Data
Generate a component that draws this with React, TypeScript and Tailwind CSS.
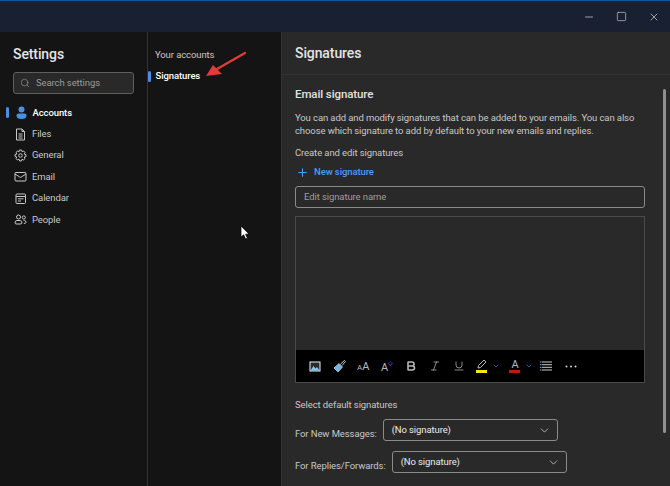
import { Bold, ChevronDown, Italic, Minus, Plus, Search, Square, Underline, X } from "lucide-react";
import type { ReactNode } from "react";

function NavIcon({ children }: { children: ReactNode }) {
  return (
    <svg width="13" height="13" viewBox="0 0 13 13" fill="none" stroke="#c8c8c8" strokeWidth="1">
      {children}
    </svg>
  );
}

const navItems = [
  {
    label: "Files",
    icon: (
      <NavIcon>
        <path d="M2.5 1 H8 L10.5 3.5 V12 H2.5 Z M8 1 V3.5 H10.5 M4.5 6 H8.5 M4.5 8 H8.5 M4.5 10 H8.5" />
      </NavIcon>
    ),
  },
  {
    label: "General",
    icon: (
      <NavIcon>
        <circle cx="6.5" cy="6.5" r="1.8" />
        <path d="M5.5 1 H7.5 L8 2.6 L9.6 2 L11 3.5 L10.2 5 L12 5.7 V7.5 L10.3 8 L11 9.6 L9.5 11 L8 10.2 L7.4 12 H5.6 L5 10.2 L3.4 11 L2 9.5 L2.8 8 L1 7.4 V5.6 L2.8 5 L2 3.4 L3.5 2 L5 2.8 Z" />
      </NavIcon>
    ),
  },
  {
    label: "Email",
    icon: (
      <NavIcon>
        <rect x="1" y="2.5" width="11" height="8.5" rx="1" />
        <path d="M1 4 L6.5 7.5 L12 4" />
      </NavIcon>
    ),
  },
  {
    label: "Calendar",
    icon: (
      <NavIcon>
        <rect x="2" y="2" width="9.5" height="9.5" rx="1" />
        <path d="M2 4.5 H11.5 M4 6.8 H9.5 M4 9 H7" />
      </NavIcon>
    ),
  },
  {
    label: "People",
    icon: (
      <NavIcon>
        <circle cx="4.5" cy="4" r="2" />
        <circle cx="9.8" cy="4.5" r="1.6" />
        <path d="M1 10 Q1 7.5 3 7.5 H6 Q8 7.5 8 10 Q8 11 6 11 H3 Q1 11 1 10 Z M9.5 7.5 H10.5 Q12 7.5 12 9.3 Q12 10.5 9.8 10.5" />
      </NavIcon>
    ),
  },
];

function SignatureSelect({ width }: { width: string }) {
  return (
    <div className={`${width} h-[22px] rounded-[3px] border border-[#8a8a8a] flex items-center justify-between pl-[8px] pr-[6px] text-[#ececec]`}>
      <span>(No signature)</span>
      <ChevronDown className="w-[13px] h-[13px] text-[#c8c8c8]" strokeWidth={1.5} />
    </div>
  );
}

export default function App() {
  return (
    <div className="relative w-[670px] h-[486px] overflow-hidden flex flex-col bg-[#141414] text-[9.5px] tracking-[-0.1px] text-[#c8c8c8]" style={{ fontFamily: "Roboto, sans-serif" }}>
      {/* title bar */}
      <div className="h-[32px] shrink-0 bg-[#192032] border-t border-[#0b5a9e] flex items-center justify-end text-[#c9c9c9]">
        <Minus className="w-[12px] h-[12px] mr-[20.5px]" strokeWidth={1.5} />
        <Square className="w-[11px] h-[11px] mr-[21.5px]" strokeWidth={1.5} />
        <X className="w-[12px] h-[12px] mr-[10px]" strokeWidth={1.5} />
      </div>

      <div className="flex-1 flex min-h-0">
        {/* settings nav */}
        <div className="w-[148px] shrink-0 border-r border-[#333333] pt-[10px]">
          <div className="pl-[13px] text-[14px] leading-[24px] font-medium text-[#e4e4e4]">Settings</div>
          <div className="mx-[13px] mt-[6px] h-[22px] rounded-[3px] bg-[#292929] border border-[#5f5f5f] flex items-center pl-[6px] gap-[6px] text-[#9a9a9a]">
            <Search className="w-[10px] h-[10px]" strokeWidth={1.5} />
            <span>Search settings</span>
          </div>
          <div className="mt-[8px] flex flex-col">
            <div className="h-[21.4px] flex items-center pl-[6px]">
              <div className="w-[2.5px] h-[11px] rounded-full bg-[#4a90e2]" />
              <svg width="13" height="13" viewBox="0 0 13 13" className="ml-[6.5px]" fill="#4a90e2">
                <circle cx="6.5" cy="3.5" r="3" />
                <path d="M1.5 9.5 Q1.5 7.5 3.5 7.5 H9.5 Q11.5 7.5 11.5 9.5 Q11.5 13 6.5 13 Q1.5 13 1.5 9.5 Z" />
              </svg>
              <span className="ml-[4.5px] font-medium text-white">Accounts</span>
            </div>
            {navItems.map((item) => (
              <div key={item.label} className="h-[21.4px] flex items-center pl-[14px]">
                {item.icon}
                <span className="ml-[5px]">{item.label}</span>
              </div>
            ))}
          </div>
        </div>

        {/* accounts sub nav */}
        <div className="w-[134px] shrink-0 border-r border-[#333333] pt-[12.5px]">
          <div className="h-[21px] flex items-center pl-[7px]">Your accounts</div>
          <div className="h-[21px] flex items-center">
            <div className="w-[2.5px] h-[11px] rounded-full bg-[#4a90e2]" />
            <span className="ml-[5px] font-medium text-white">Signatures</span>
          </div>
        </div>

        {/* main */}
        <div className="relative flex-1 min-w-0 bg-[#292929]">
          <div className="h-[43px] border-b border-[#323232] flex items-center pl-[13px] text-[14px] font-medium text-[#e4e4e4]">Signatures</div>
          <div className="pl-[13px] pr-[25px]">
            <div className="mt-[10px] text-[11.5px] leading-[18px] font-medium text-[#e2e2e2]">Email signature</div>
            <p className="mt-[8px] leading-[13px]">You can add and modify signatures that can be added to your emails. You can also choose which signature to add by default to your new emails and replies.</p>
            <div className="mt-[8.5px] leading-[13px]">Create and edit signatures</div>
            <div className="mt-[6.5px] h-[14px] flex items-center gap-[5px] text-[#4c9bf5] font-medium pl-[1px]">
              <Plus className="w-[13px] h-[13px]" strokeWidth={2} />
              <span>New signature</span>
            </div>
            <div className="mt-[7px] h-[22px] rounded-[3px] border border-[#8a8a8a] flex items-center pl-[8px] text-[#9d9d9d]">Edit signature name</div>
            <div className="mt-[8px] h-[167px] border border-[#4a4a4a] flex flex-col">
              <div className="flex-1" />
              <div className="h-[32px] bg-black flex items-center pl-[13px] text-[#b8b8b8]">
                {/* picture */}
                <svg width="12" height="11" viewBox="0 0 12 11" className="mr-[12px]">
                  <rect x="0.5" y="0.5" width="11" height="10" fill="#f2f2f2" />
                  <rect x="1.5" y="1.5" width="9" height="8" fill="#2a2a2a" />
                  <path d="M1.5 9.5 L4.5 5 L6.5 7.5 L8 6 L10.5 9.5 Z" fill="#7ecbf0" />
                </svg>
                {/* brush */}
                <svg width="13" height="13" viewBox="0 0 13 13" className="mr-[11px]">
                  <path d="M7.5 4 L11.5 0.5 L12.5 1.5 L9 5.5" fill="none" stroke="#c8c8c8" strokeWidth="1" />
                  <path d="M6 3.5 L9.5 7 L5 12 L1 8 Z" fill="#6db8e8" stroke="#c8c8c8" strokeWidth="0.8" />
                </svg>
                <span className="w-[12px] mr-[12px] flex items-end leading-none">
                  <span className="text-[8px]">A</span>
                  <span className="text-[11px]">A</span>
                </span>
                <span className="w-[12px] mr-[12px] flex items-start leading-none">
                  <span className="text-[11px] mt-[2px]">A</span>
                  <span className="text-[6px] text-[#6db8e8]">◇</span>
                </span>
                <Bold className="w-[12px] h-[12px] mr-[12px]" strokeWidth={3.2} />
                <Italic className="w-[12px] h-[12px] mr-[12px]" strokeWidth={1.5} />
                <Underline className="w-[12px] h-[12px] mr-[11px]" strokeWidth={1.5} />
                <div className="relative w-[12px] h-[14px]">
                  <svg width="12" height="10" viewBox="0 0 12 10">
                    <path d="M2 9 L2.5 6.5 L8 1 L10 3 L4.5 8.5 Z" fill="none" stroke="currentColor" />
                  </svg>
                  <div className="absolute bottom-0 left-0 w-[11px] h-[3px] bg-[#f3ea00]" />
                </div>
                <ChevronDown className="w-[8px] h-[8px] ml-[4px] mr-[9px] text-[#2f7fd8]" strokeWidth={2} />
                <div className="relative w-[12px] h-[14px] flex justify-center">
                  <span className="text-[11px] leading-[11px]">A</span>
                  <div className="absolute bottom-0 left-0 w-[11px] h-[3px] bg-[#c01818]" />
                </div>
                <ChevronDown className="w-[8px] h-[8px] ml-[4px] mr-[7px] text-[#2f7fd8]" strokeWidth={2} />
                {/* list */}
                <svg width="12" height="10" viewBox="0 0 12 10" className="mr-[13px]" stroke="#c8c8c8" strokeWidth="1">
                  <path d="M2 1 H12 M2 3.7 H12 M2 6.3 H12 M2 9 H12" />
                  <path d="M0 1 H1.5 M0 3.7 H1.5 M0 6.3 H1.5 M0 9 H1.5" stroke="#6db8e8" />
                </svg>
                <svg width="12" height="3" viewBox="0 0 12 3" fill="#d8d8d8">
                  <circle cx="1.5" cy="1.5" r="1" />
                  <circle cx="6" cy="1.5" r="1" />
                  <circle cx="10.5" cy="1.5" r="1" />
                </svg>
              </div>
            </div>
            <div className="mt-[14.5px] leading-[13px]">Select default signatures</div>
            <div className="mt-[8.5px] flex items-end">
              <span className="mr-[6px] leading-[14px]">For New Messages:</span>
              <SignatureSelect width="w-[175px]" />
            </div>
            <div className="mt-[10px] flex items-end">
              <span className="mr-[6px] leading-[14px]">For Replies/Forwards:</span>
              <SignatureSelect width="w-[175px]" />
            </div>
          </div>
          {/* scrollbar */}
          <div className="absolute right-[4.5px] top-[57px] w-[3px] h-[344px] rounded-full bg-[#8f8f8f]" />
        </div>
      </div>

      {/* red annotation arrow */}
      <svg className="absolute left-[200px] top-[48px]" width="50" height="32" viewBox="0 0 50 32">
        <path d="M45 5 L17 21" stroke="#e63a3a" strokeWidth="2.2" strokeLinecap="round" />
        <path d="M6 28 L13 17 L22 26 Z" fill="#e63a3a" />
      </svg>

      {/* mouse cursor */}
      <svg className="absolute left-[240px] top-[225px]" width="11" height="16" viewBox="0 0 11 16">
        <path d="M1 1 L1 12 L3.7 9.8 L5.6 14 L7.4 13.2 L5.6 9.2 L9 9 Z" fill="#ffffff" stroke="#000000" strokeWidth="0.7" />
      </svg>
    </div>
  );
}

Direction
Pull every line containing the word "that" out of the material and copy it.

Complete answer
Generate a component that draws this with React, TypeScript and Tailwind CSS.
            <p className="mt-[8px] leading-[13px]">You can add and modify signatures that can be added to your emails. You can also choose which signature to add by default to your new emails and replies.</p>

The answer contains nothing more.